Abstract:
A method for tracking the movement and trajectory of objects associated with wireless devices, located in a predefined area, wherein transceiver nodes communicating with the monitored wireless communication devices are formed, the objects associated with wireless communication device entering or located in the range of the transceiver nodes are detected by said transceiver nodes and relevant collected data are processed by measuring the strength of the signal emitted by the object during communication by at least two access points, converting the measured signal strength data into a vector set, selecting and filtering out the objects that are communicating but make no movement by evaluating the vector set, and analyzing the movement of the communicating objects changing their place by applying a pre-defined mathematical model. Access points operating according to a small-range “peer-to-peer” (P2P) type wireless communication standard are used as transceiver nodes.

Description:
This application claims priority to provisional application Ser. No. 62/085,361, filed Nov. 28, 2014, the entire disclosure of which is hereby incorporated by reference. 
     The invention relates to tracking of the motion and trajectory of objects associated with wireless communication devices, within predefined areas. In particular, the invention relates to the determination of the flow rate, within predefined areas, of devices, entities classified into diverse transport categories, by estimating various movements in free areas, roads and streets and determining the expected speed of progress, and the assignment of the entities concerned into transport groups. 
    
    
     BACKGROUND OF THE INVENTION 
     Measurement takes place by tracing the mobile phone devices of the traffic participants by monitoring the WIFI-capable devices present in the given area. 
     Localisation based on passive wireless communication—e.g. WIFI—is not a recent idea.
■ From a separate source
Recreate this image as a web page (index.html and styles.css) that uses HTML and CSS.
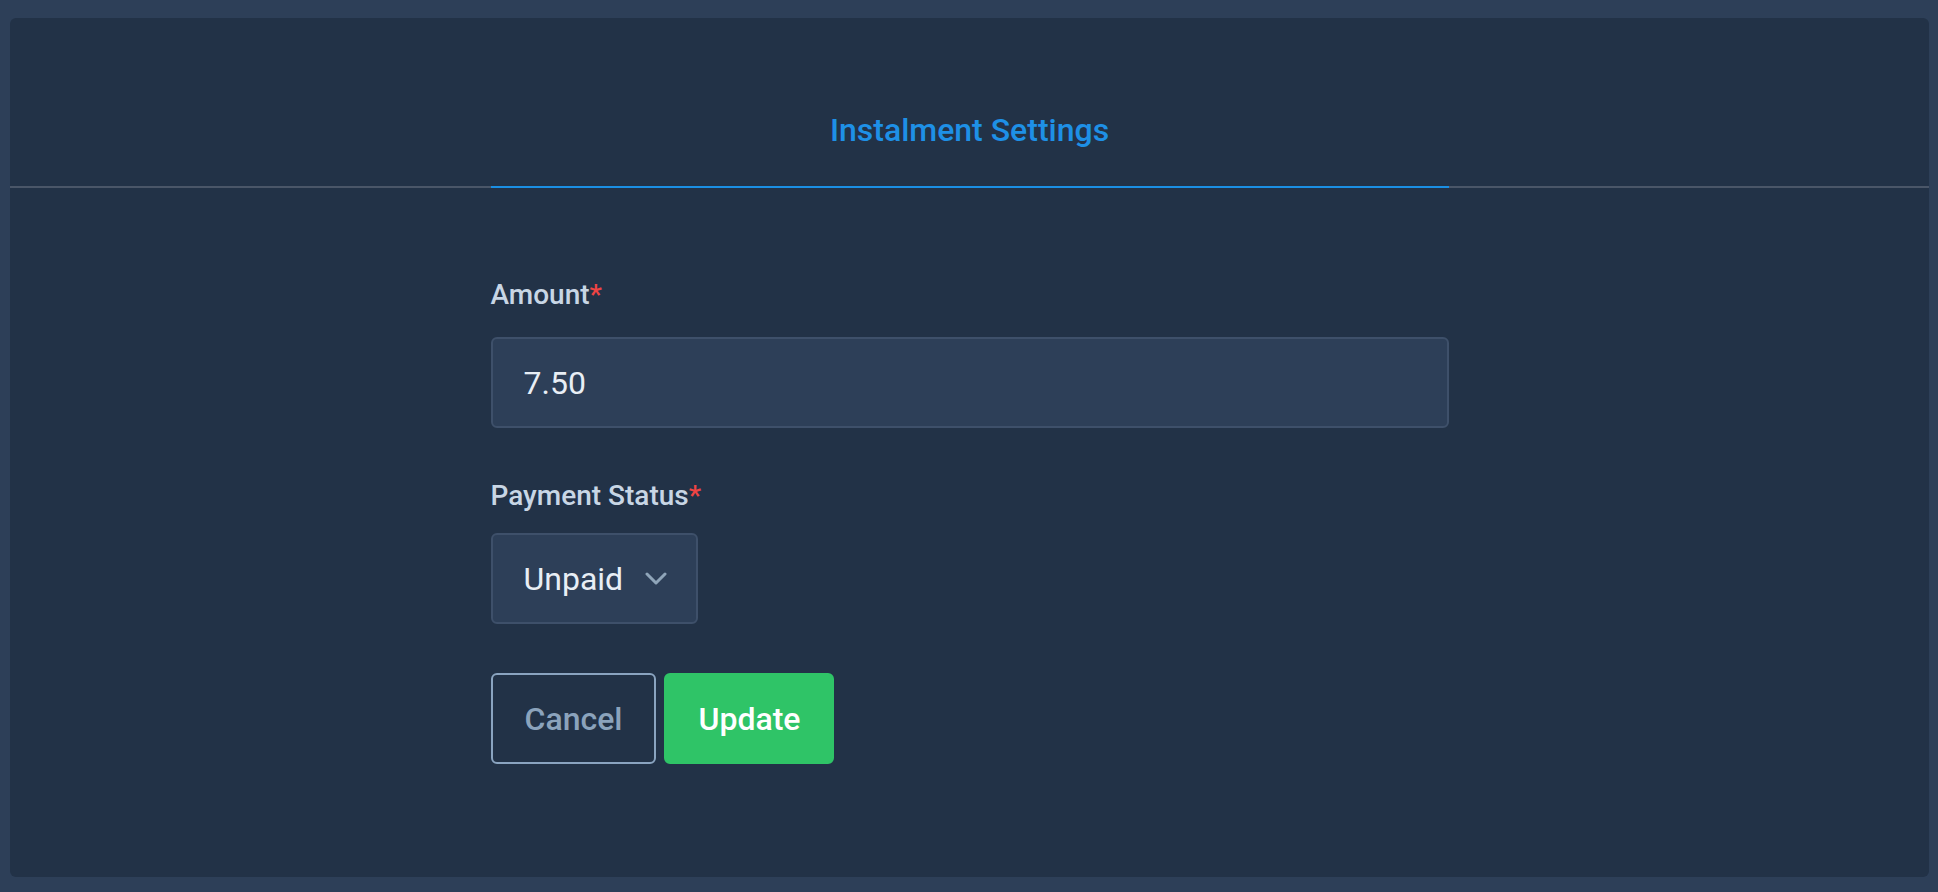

A known solution is presented in: A. B. M. Musa and Jacob Eriksson: “Tracking Unmodified Smart-phones Using Wi-Fi Monitors”, published in 2012, available inter alia on the following website: http://www.engr.uic.edu/pub/Bits/Musa/musa-eriksson-sensys12.pdf. 
     The objective of the present invention is to create a method that is simpler, more reliable and at the same time cheaper than the known ones, capable of providing a reliable answer to the question concerning the intensity and main directions of passenger or motor vehicle traffic in a predefined, designated area, and the distribution of the traffic participants by said categories. Our objective is, moreover, to produce such results by this method as can be applied universally for making analyses and statistics, and to project a comprehensive review of the traffic of a chosen site in the monitored period. A further objective of present invention is to monitor individual objects, entities, and to make available the monitoring results without the potential disclosure of any specific personal data, in conformity with the various data protection requirements and regulations. 
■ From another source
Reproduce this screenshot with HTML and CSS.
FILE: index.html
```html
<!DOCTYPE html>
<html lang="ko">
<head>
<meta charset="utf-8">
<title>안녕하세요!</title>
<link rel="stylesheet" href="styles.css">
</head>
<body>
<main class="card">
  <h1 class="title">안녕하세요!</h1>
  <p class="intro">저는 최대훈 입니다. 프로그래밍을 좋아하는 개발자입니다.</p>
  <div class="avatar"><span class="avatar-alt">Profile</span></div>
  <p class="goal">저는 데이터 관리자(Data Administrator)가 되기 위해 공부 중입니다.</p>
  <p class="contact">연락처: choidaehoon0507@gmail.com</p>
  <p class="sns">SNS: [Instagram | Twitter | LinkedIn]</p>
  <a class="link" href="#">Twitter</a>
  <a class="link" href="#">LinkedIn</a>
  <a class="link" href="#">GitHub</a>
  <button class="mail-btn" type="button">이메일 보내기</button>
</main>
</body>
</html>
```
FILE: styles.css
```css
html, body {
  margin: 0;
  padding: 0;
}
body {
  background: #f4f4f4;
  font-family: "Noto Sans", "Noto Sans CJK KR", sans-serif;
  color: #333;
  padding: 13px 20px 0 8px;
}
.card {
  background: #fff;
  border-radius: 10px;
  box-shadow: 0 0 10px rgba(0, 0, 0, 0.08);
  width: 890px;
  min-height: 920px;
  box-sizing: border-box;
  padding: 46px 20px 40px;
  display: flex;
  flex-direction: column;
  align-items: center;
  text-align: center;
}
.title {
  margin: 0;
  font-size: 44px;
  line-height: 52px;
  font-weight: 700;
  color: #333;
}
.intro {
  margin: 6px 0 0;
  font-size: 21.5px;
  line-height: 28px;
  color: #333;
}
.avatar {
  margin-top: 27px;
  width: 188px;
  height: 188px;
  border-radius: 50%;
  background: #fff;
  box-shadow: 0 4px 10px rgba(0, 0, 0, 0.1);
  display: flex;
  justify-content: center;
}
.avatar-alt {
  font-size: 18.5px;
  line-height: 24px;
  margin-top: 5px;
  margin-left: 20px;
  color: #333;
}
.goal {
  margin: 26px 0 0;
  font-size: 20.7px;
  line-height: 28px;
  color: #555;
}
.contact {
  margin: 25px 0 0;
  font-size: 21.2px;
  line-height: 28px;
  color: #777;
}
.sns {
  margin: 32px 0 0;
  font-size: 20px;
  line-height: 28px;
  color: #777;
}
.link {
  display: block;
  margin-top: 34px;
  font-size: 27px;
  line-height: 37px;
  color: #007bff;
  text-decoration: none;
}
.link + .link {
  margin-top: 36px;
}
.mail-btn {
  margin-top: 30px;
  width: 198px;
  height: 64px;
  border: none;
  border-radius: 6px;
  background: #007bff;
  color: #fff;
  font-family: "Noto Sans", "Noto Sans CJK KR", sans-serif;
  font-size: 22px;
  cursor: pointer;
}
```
     BRIEF SUMMARY OF THE INVENTION 
     The present invention is based on the recognition that the objective can be realised by taking as a basis the existing unique and unalterable identifier of any integrated or associated small-range wireless communication device of moving objects—in other equivalent, words, entities —, and modifying said identifier after detection in a manner that the device should remain clearly assigned to the identifier, but the identifier should grant adequate anonymity during further processing and utilisation. 
     One of the main features and advantages of the method according to the present invention is its being a passive solution that does not require to run a special code on the devices of the traffic participants that would either perform active analysis or supply information on a regular basis to a server. For this purpose the presence of a wireless communication client is utilized, e.g. WIFI client, integrated of necessity in the device, e.g. smart phone, carried by the moving object or entity which, under certain—default case—circumstances keeps looking for connection with the WIFI access points anyway, and therefore its presence can be established in a particular area. Based on the signal strength of the WIFI client measured at access points, it is possible to estimate its distance from one or more measuring points. 
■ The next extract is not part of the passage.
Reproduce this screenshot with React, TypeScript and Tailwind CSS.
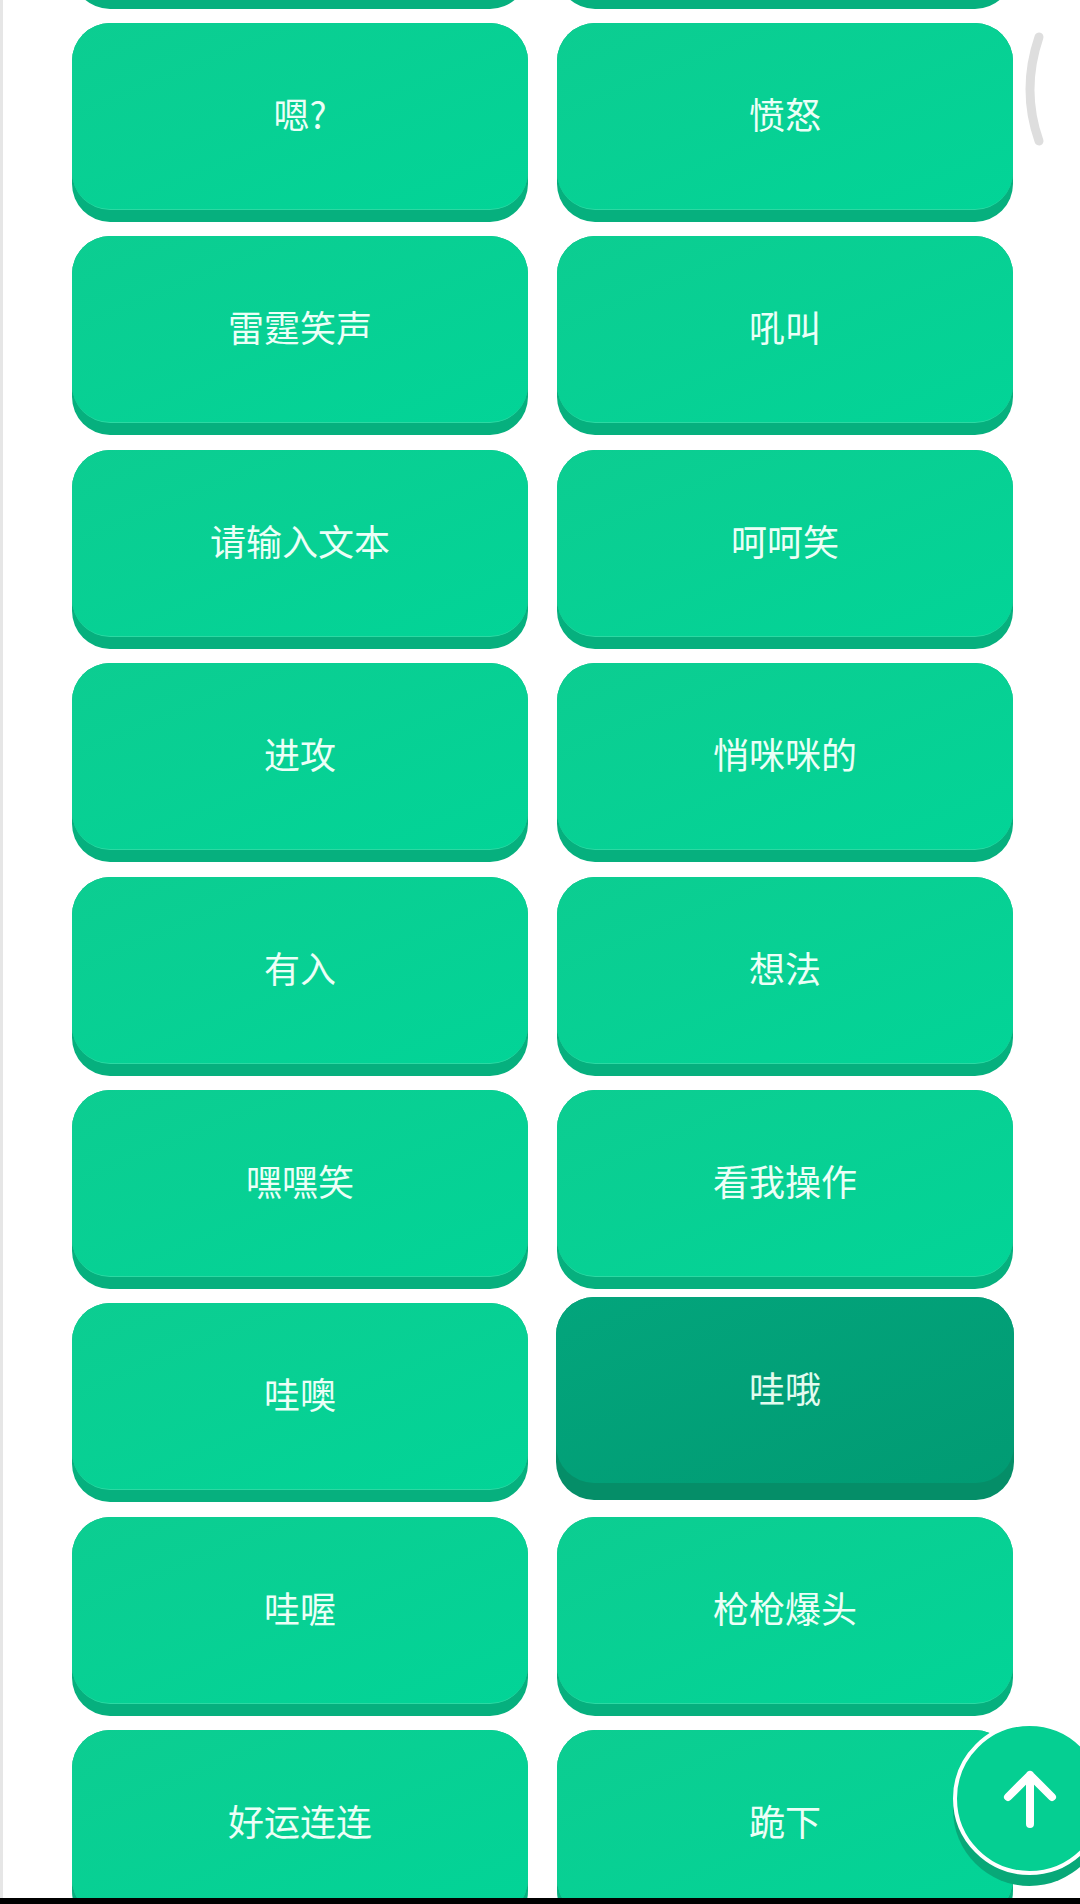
import React from "react";

// --- DATOS: filas de botones de sonido (la fila 0 queda cortada arriba) ---
const rows: [string, string][] = [
  ["", ""],
  ["嗯?", "愤怒"],
  ["雷霆笑声", "吼叫"],
  ["请输入文本", "呵呵笑"],
  ["进攻", "悄咪咪的"],
  ["有入", "想法"],
  ["嘿嘿笑", "看我操作"],
  ["哇噢", "哇哦"],
  ["哇喔", "枪枪爆头"],
  ["好运连连", "跪下"],
];

const PRESSED = "哇哦";

function SoundButton({ label, pressed }: { label: string; pressed?: boolean }) {
  if (pressed) {
    return (
      <div className="-mt-[6px] -mx-[1px] h-[203px] rounded-[38px] bg-[#058e68]">
        <div className="h-[186px] rounded-[38px] bg-gradient-to-br from-[#03a57c] to-[#019b73] flex items-center justify-center pb-[6px]">
          <span className="text-[36px] text-[#e3fbef]">{label}</span>
        </div>
      </div>
    );
  }
  return (
    <div className="h-[199px] rounded-[38px] bg-[#06b07e]">
      <div className="h-[187px] rounded-[38px] bg-gradient-to-br from-[#0ccd91] to-[#02d497] border-b border-[#2cd9a3] flex items-center justify-center pb-[6px]">
        <span className="text-[36px] text-[#ecfff7]">{label}</span>
      </div>
    </div>
  );
}

export default function App() {
  return (
    <div
      className="w-[1080px] h-[1904px] flex flex-col bg-white overflow-hidden"
      style={{ fontFamily: '"Noto Sans CJK SC", "Noto Sans", sans-serif' }}
    >
      <main className="relative h-[1898px] overflow-hidden border-l-[3px] border-[#e6e6e6]">
        {/* rejilla de botones */}
        <div className="-mt-[190.4px] pl-[69px] pr-[67px] grid grid-cols-2 gap-x-[29px] gap-y-[14.4px]">
          {rows.map(([a, b], i) => (
            <React.Fragment key={i}>
              <SoundButton label={a} pressed={a === PRESSED} />
              <SoundButton label={b} pressed={b === PRESSED} />
            </React.Fragment>
          ))}
        </div>

        {/* indicador de scroll */}
        <svg className="absolute left-[1010px] top-[28px]" width="40" height="124" viewBox="0 0 40 124">
          <path d="M26 9 Q8 62 26 113" fill="none" stroke="#dedede" strokeWidth="9" strokeLinecap="round" />
        </svg>

        {/* botón flotante: volver arriba */}
        <button className="absolute left-[950px] top-[1722px] w-[153px] h-[153px] rounded-full bg-[#05cf92] border-[4px] border-white shadow-[0_11px_0_#08a878] flex items-center justify-center">
          <svg width="60" height="64" viewBox="0 0 60 64">
            <path d="M30 8 L30 57 M8 30 L30 8 L52 30" fill="none" stroke="white" strokeWidth="8" strokeLinecap="round" strokeLinejoin="round" />
          </svg>
        </button>
      </main>
      <div className="h-[6px] bg-black" />
    </div>
  );
}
     This task has been solved by a method according to the features described herein. Preferred embodiments of the invention are described herein. In what follows, the invention will be presented in more detail with reference to the enclosed drawings illustrating exemplary embodiments of the proposed method. 
    
    
     
       BRIEF DESCRIPTION OF THE SEVERAL VIEWS OF THE DRAWINGS 
         FIG. 1  shows schematically a mesh network created in the monitored area, 
         FIG. 2  shows a flowchart of a possible selection strategy of the shortest distance between client and P2P entities, 
         FIG. 3  shows the flowchart of a possible way to designate an assignment of the client to a peer in a zone of uncertainty, 
         FIGS. 4A and 4B  show a flowchart of a possible decision-making process for division, and 
         FIG. 5  presents a possible pseudo code of the process presented in  FIGS. 4A and 4B . 
     
    
    
     DETAILED DESCRIPTION OF THE INVENTION 
     In the following the method according to the present invention will be presented in relation to a system using WIFI protocol as small-range communication protocol. In the description, the term “access point” or “AP” will be used essentially in connection with WIFI network communication; the term “mesh” in connection with the architecture, and “peer” in connection with peer computing, i. e. a calculation method, in connection with a graph node. The method requires the installation of several, preferably many, intelligent WIFI access points (hereinafter: AP) in adequate density, something that can be done relatively cheaply. The intelligent access point is capable, on the one hand, to collect and process local information and measurement data concerning the devices to be monitored, and, on the other hand, to form a WIFI network with the other access points that provides for low bandwidth communication covering the area throughout a system implementing the proposed method. With this method, one may minimise the traffic by on-site processing and local P2P communication and, on the other hand, enhance the protection of personal data. It is possible to retrieve such high-level information as the movement speed of entity types of different categories along a given trajectory in a given segment, or an estimated number of items. The present invention realises data collection, data analysis and evaluation without the need of any central server, in a P2P (Peer to Peer) way, as is disclosed e.g. in the document https://www.cs.uic.edu/pub/Bits/Musa/musa-eriksson-sensys12.pdf (Musa et al., “Tracking Unmodified Smartphones Using Wi-Fi Monitors”, SenSys′12, November 2012). 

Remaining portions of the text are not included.